Gay couple, Communist mayor defy French law with same-sex marriage
A French gay couple were married on Saturday in the south-western town of Cabestany in a gesture they and the town’s Communist mayor hope will help change French law, which does not recognise homosexual marriage.
“There are times when you have to be an outlaw,” declared Cabestany's mayor Jean Vila before Saturday morning’s ceremony, appealing to other mayors to follow his example.
Saturday’s happy couple, 37-year-old artist Guillaume and 48-year-old photo-lab manager Patrick, say they were married both as a demonstration of love and as an activist gesture so that “very soon in France two people of the same sex can get married legally”.
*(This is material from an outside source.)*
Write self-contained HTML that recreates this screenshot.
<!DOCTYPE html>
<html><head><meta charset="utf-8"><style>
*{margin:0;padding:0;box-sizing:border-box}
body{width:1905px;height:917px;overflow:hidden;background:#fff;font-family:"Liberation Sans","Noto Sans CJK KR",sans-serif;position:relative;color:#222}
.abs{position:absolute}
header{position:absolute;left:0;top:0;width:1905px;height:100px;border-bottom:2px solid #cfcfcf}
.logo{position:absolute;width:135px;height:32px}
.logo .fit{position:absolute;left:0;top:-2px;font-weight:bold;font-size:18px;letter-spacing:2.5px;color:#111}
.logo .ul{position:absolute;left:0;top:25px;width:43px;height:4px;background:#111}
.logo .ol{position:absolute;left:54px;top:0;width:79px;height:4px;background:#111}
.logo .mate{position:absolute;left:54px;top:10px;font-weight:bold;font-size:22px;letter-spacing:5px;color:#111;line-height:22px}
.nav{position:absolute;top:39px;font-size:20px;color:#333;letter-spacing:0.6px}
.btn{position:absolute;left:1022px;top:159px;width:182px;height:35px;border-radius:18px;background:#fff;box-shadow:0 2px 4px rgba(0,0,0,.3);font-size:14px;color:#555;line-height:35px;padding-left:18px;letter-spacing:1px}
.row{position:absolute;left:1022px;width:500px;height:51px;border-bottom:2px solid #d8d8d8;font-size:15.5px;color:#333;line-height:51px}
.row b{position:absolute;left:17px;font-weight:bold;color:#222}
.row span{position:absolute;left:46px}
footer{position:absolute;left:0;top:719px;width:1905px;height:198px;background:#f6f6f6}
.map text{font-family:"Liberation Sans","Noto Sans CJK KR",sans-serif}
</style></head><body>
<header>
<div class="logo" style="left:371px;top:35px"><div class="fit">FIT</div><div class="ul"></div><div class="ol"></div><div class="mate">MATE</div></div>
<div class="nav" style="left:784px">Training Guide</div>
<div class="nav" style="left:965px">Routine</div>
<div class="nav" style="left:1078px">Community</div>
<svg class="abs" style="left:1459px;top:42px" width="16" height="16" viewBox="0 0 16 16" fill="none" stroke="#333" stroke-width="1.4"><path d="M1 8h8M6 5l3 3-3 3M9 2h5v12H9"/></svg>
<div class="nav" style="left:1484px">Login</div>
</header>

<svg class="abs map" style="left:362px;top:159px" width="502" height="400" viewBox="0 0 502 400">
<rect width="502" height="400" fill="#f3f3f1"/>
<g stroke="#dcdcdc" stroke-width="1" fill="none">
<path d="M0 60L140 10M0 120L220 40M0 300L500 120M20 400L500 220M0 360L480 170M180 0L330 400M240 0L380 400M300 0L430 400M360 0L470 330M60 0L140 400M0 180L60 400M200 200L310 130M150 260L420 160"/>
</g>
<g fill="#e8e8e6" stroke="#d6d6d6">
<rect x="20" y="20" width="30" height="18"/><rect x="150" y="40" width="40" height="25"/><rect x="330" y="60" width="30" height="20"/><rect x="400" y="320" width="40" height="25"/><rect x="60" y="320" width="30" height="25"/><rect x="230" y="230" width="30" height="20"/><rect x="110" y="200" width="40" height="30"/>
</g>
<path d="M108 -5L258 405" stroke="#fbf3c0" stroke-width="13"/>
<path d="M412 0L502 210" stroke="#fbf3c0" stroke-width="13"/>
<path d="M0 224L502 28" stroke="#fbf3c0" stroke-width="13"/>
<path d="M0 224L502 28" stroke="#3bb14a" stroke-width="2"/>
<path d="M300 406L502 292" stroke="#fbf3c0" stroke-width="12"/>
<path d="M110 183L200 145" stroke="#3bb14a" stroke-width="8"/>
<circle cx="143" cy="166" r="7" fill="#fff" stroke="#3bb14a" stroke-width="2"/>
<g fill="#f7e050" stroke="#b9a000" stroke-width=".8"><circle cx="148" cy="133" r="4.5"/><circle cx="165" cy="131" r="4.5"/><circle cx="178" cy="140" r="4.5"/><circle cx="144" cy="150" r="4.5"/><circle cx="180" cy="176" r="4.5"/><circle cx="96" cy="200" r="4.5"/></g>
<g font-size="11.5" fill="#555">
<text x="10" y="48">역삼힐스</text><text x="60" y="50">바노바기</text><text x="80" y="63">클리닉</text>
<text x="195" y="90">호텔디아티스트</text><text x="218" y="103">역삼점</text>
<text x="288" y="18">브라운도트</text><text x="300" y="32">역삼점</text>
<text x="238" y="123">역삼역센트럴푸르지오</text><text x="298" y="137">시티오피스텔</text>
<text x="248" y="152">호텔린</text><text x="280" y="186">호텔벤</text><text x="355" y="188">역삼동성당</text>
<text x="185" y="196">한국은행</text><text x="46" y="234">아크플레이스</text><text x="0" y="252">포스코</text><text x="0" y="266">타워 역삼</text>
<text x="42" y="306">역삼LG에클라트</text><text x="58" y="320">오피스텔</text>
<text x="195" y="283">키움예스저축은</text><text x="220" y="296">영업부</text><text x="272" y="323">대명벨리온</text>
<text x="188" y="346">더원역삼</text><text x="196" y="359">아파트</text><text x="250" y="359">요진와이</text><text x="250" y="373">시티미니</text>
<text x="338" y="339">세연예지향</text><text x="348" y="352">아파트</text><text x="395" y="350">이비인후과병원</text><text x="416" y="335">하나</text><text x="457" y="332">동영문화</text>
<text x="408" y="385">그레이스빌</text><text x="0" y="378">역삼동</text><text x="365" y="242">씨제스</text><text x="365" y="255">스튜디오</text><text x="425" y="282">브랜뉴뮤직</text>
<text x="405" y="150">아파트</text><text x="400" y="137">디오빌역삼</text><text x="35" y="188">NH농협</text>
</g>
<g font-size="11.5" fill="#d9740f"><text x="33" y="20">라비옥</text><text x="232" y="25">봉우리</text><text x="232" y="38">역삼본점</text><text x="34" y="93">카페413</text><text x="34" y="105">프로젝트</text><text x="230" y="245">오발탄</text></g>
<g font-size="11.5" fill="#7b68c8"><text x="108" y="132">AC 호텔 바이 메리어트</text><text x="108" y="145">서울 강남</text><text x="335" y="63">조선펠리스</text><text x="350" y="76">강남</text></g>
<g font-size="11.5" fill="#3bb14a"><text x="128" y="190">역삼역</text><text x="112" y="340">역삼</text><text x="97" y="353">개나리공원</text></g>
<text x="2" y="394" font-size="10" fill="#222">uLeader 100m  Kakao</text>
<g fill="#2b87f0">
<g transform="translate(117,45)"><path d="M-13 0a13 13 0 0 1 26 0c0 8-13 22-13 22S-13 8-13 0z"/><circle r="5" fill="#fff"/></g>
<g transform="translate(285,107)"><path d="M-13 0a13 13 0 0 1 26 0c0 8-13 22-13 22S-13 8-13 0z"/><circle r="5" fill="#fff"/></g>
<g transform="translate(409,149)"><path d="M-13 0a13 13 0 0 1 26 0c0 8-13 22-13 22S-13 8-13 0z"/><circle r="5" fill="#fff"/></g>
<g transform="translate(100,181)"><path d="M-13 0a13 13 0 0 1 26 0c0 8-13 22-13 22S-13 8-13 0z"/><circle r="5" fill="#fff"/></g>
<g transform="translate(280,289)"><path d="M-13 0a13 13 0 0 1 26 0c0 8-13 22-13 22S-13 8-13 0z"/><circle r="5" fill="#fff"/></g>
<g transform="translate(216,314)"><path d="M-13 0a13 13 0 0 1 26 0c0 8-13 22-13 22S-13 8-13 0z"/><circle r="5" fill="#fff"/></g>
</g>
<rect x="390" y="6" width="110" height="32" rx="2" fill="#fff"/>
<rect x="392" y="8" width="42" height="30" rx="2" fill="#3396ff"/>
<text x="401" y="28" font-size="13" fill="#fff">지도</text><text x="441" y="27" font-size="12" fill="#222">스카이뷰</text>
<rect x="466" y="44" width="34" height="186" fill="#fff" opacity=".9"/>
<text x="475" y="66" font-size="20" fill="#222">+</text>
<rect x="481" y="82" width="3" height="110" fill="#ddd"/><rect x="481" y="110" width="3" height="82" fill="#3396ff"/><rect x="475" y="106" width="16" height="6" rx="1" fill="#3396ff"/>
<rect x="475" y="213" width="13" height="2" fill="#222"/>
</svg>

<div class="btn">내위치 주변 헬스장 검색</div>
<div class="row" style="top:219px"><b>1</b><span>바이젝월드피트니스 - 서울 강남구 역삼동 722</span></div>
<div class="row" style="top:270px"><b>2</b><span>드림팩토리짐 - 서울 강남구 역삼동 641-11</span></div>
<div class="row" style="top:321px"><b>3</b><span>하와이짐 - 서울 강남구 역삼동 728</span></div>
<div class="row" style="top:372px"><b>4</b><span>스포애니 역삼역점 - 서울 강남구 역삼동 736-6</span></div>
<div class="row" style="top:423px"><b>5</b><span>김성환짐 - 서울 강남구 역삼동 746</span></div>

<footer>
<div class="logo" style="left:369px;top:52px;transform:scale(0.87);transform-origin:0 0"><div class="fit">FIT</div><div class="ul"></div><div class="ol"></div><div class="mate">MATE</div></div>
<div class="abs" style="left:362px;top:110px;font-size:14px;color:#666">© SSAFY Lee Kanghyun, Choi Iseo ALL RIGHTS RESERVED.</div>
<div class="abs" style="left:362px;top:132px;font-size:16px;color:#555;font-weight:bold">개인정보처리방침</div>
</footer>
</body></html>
“We are citizens, the same as everybody else,” they commented.
Their marriage lines contain the phrase “unfortunately this document has no official character, since the law today forbids marriage between people of the same sex, but it signifies the wish of the local authority to see the law change”.
The only gay marriage so far celebrated in France, in the western town of Bègles in 2004, was annulled by the courts.
Although France introduced civil partnerships, known as Pacs, in 1999, the Constitutional Council this year ruled that the law defines marriage as being “the union of a man and a woman”.
But several abstained and Solidarity Minister Roselyne Bachelot, who supports a change, declared that the question would be “the debate” of the 2012 presidential election.
Spain, The Netherlands, Belgium, Sweden and Portugal do recognise gay marriage.
Families Minister Claude Greff slammed Saturday’s ceremony as an “electoralist provocation” ahead of the 2012 presidential poll, claiming that it would only make positions more rigid.